═══ INFORMATION PROVIDED ═══

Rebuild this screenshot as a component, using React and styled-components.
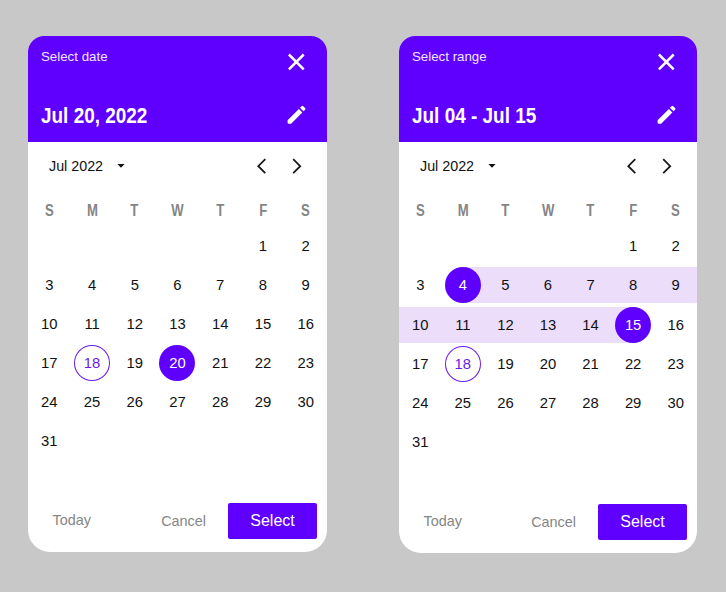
import React from "react";
import styled, { createGlobalStyle } from "styled-components";

const GlobalStyle = createGlobalStyle`
  *, *::before, *::after { box-sizing: border-box; }
  body {
    margin: 0;
    background: #c8c8c8;
    font-family: "Liberation Sans", Arial, sans-serif;
  }
  button {
    border: 0;
    padding: 0;
    background: none;
    font: inherit;
    color: inherit;
    cursor: pointer;
  }
  svg { display: block; }
`;

const Page = styled.main`
  display: grid;
  grid-template-columns: 299px 298px;
  column-gap: 72px;
  align-items: start;
  width: 726px;
  height: 592px;
  padding: 36px 0 0 28px;
`;

const Card = styled.section`
  display: flex;
  flex-direction: column;
  height: ${(p) => p.$height}px;
  background: #fff;
  border-radius: 16px 16px 22px 22px;
  overflow: hidden;
`;

const Header = styled.header`
  display: grid;
  grid-template-columns: 1fr 24px;
  grid-template-rows: 53px 1fr;
  height: 105.5px;
  padding: 0 19px 0 13px;
  background: #5f00ff;
  color: #fff;
`;

const Caption = styled.span`
  padding-top: 13px;
  font-size: 13.3px;
  line-height: 16px;
  color: #efe6ff;
`;

const Title = styled.h1`
  justify-self: start;
  margin: 0;
  padding-top: 13px;
  font-size: 22.5px;
  line-height: 28px;
  font-weight: 700;
  white-space: nowrap;
  transform: scaleX(0.842);
  transform-origin: left;
`;

const HeaderButton = styled.button`
  align-self: start;
  width: 24px;
  height: 24px;
  margin-top: 14px;
`;

const MonthBar = styled.div`
  display: flex;
  align-items: center;
  height: 49.5px;
  padding: 0 20px 0 21px;
`;

const MonthButton = styled.button`
  display: flex;
  align-items: center;
  gap: 14px;
  margin-right: auto;
  font-size: 14.3px;
  color: #111;
`;

const ArrowButton = styled.button`
  width: 20px;
  height: 20px;
  margin-left: 15px;
`;

const Weekdays = styled.div`
  display: grid;
  grid-template-columns: repeat(7, 1fr);
  height: ${(p) => p.$height}px;
  padding-top: 11px;
`;

const Weekday = styled.span`
  text-align: center;
  font-size: 16px;
  line-height: 18px;
  font-weight: 700;
  color: #858585;
  transform: scaleX(0.82);
`;

const Week = styled.div`
  display: grid;
  grid-template-columns: repeat(7, 1fr);
  align-items: center;
  height: ${(p) => p.$pitch}px;
`;

const bandFill = {
  none: "transparent",
  full: "#ecdefb",
  start: "linear-gradient(to right, transparent 50%, #ecdefb 50%)",
  end: "linear-gradient(to right, #ecdefb 50%, transparent 50%)",
};

const DayCell = styled.div`
  display: flex;
  justify-content: center;
  height: 36px;
  background: ${(p) => bandFill[p.$band]};
`;

const Day = styled.button`
  width: 36px;
  height: 36px;
  border-radius: 50%;
  font-size: 14.8px;
  line-height: 36px;
  text-align: center;
  color: ${(p) => (p.$kind === "selected" ? "#fff" : p.$kind === "today" ? "#6a1be8" : "#111")};
  background: ${(p) => (p.$kind === "selected" ? "#5f00ff" : "transparent")};
  box-shadow: ${(p) => (p.$kind === "today" ? "inset 0 0 0 1px #6a1be8" : "none")};
`;

const Footer = styled.footer`
  display: flex;
  align-items: center;
  margin-top: auto;
  margin-bottom: 13px;
  height: 36px;
  padding: 0 10px 0 24.5px;
`;

const TextButton = styled.button`
  font-size: 14.4px;
  color: #858585;
  padding-bottom: ${(p) => p.$lift || 0}px;
  margin-right: ${(p) => p.$after};
`;

const SelectButton = styled.button`
  width: 89px;
  height: 36px;
  border-radius: 2px;
  background: #5f00ff;
  color: #fff;
  font-size: 16px;
`;

const CloseIcon = () => (
  <svg width="24" height="24" viewBox="0 0 24 24" fill="none" stroke="#fff" strokeWidth="2.5">
    <path d="M4.9 4.5 19.7 19.3M19.7 4.5 4.9 19.3" />
  </svg>
);

const PencilIcon = () => (
  <svg width="24" height="24" viewBox="0 0 24 24" fill="#fff">
    <path d="M3.6 17.2 14.9 5.9l3.5 3.5L7.1 20.7H4.6a1 1 0 0 1-1-1zM16 4.8l1.6-1.6a1.2 1.2 0 0 1 1.7 0l1.8 1.8a1.2 1.2 0 0 1 0 1.7l-1.6 1.6z" />
  </svg>
);

const CaretIcon = () => (
  <svg width="8" height="4" viewBox="0 0 8 4">
    <path d="M0.4 0h7.2L4 3.8z" fill="#111" />
  </svg>
);

const Chevron = ({ d }) => (
  <svg width="20" height="20" viewBox="0 0 20 20" fill="none" stroke="#181818" strokeWidth="1.8">
    <path d={d} />
  </svg>
);

const WEEKDAYS = ["S", "M", "T", "W", "T", "F", "S"];
const FIRST_WEEKDAY = 5;
const WEEKS = Array.from({ length: 6 }, (_, week) =>
  Array.from({ length: 7 }, (_, weekday) => {
    const day = week * 7 + weekday - FIRST_WEEKDAY + 1;
    return day > 0 && day <= 31 ? day : null;
  })
);
const TODAY = 18;

function bandOf(day, start, end) {
  if (!day || start === end || day < start || day > end) return "none";
  if (day === start) return "start";
  return day === end ? "end" : "full";
}

function kindOf(day, start, end) {
  if (day === start || day === end) return "selected";
  return day === TODAY ? "today" : "plain";
}

function DatePicker({ caption, title, start, end, height, pitch, weekdayHeight }) {
  return (
    <Card $height={height}>
      <Header>
        <Caption>{caption}</Caption>
        <HeaderButton aria-label="Close"><CloseIcon /></HeaderButton>
        <Title>{title}</Title>
        <HeaderButton aria-label="Edit"><PencilIcon /></HeaderButton>
      </Header>
      <MonthBar>
        <MonthButton>Jul 2022<CaretIcon /></MonthButton>
        <ArrowButton aria-label="Previous month"><Chevron d="M13.3 3.2 6.3 10.2l7 7" /></ArrowButton>
        <ArrowButton aria-label="Next month"><Chevron d="M6.2 3.2 13.2 10.2l-7 7" /></ArrowButton>
      </MonthBar>
      <Weekdays $height={weekdayHeight}>
        {WEEKDAYS.map((name, i) => <Weekday key={i}>{name}</Weekday>)}
      </Weekdays>
      {WEEKS.map((week, i) => (
        <Week key={i} $pitch={pitch}>
          {week.map((day, j) => (
            <DayCell key={j} $band={bandOf(day, start, end)}>
              {day && <Day $kind={kindOf(day, start, end)}>{day}</Day>}
            </DayCell>
          ))}
        </Week>
      ))}
      <Footer>
        <TextButton $after="auto" $lift={2}>Today</TextButton>
        <TextButton $after="22px">Cancel</TextButton>
        <SelectButton>Select</SelectButton>
      </Footer>
    </Card>
  );
}

export default function App() {
  return (
    <>
      <GlobalStyle />
      <Page>
        <DatePicker caption="Select date" title="Jul 20, 2022" start={20} end={20} height={516} pitch={39} weekdayHeight={35.5} />
        <DatePicker caption="Select range" title="Jul 04 - Jul 15" start={4} end={15} height={517} pitch={39.05} weekdayHeight={35.9} />
      </Page>
    </>
  );
}
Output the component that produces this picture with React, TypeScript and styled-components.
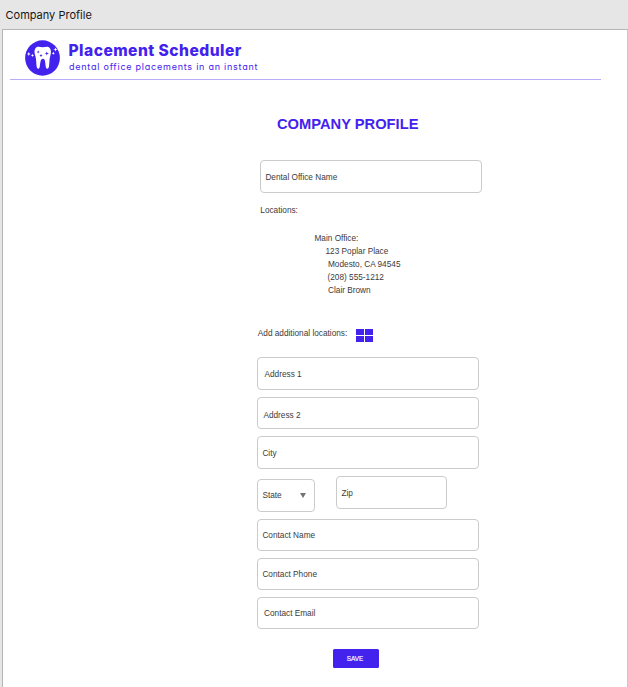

═══

TASK DIRECTIONS —
Using the entries above, tally how many lines have the word "components" in them; write the number and nothing more.

TASK RESULT —
3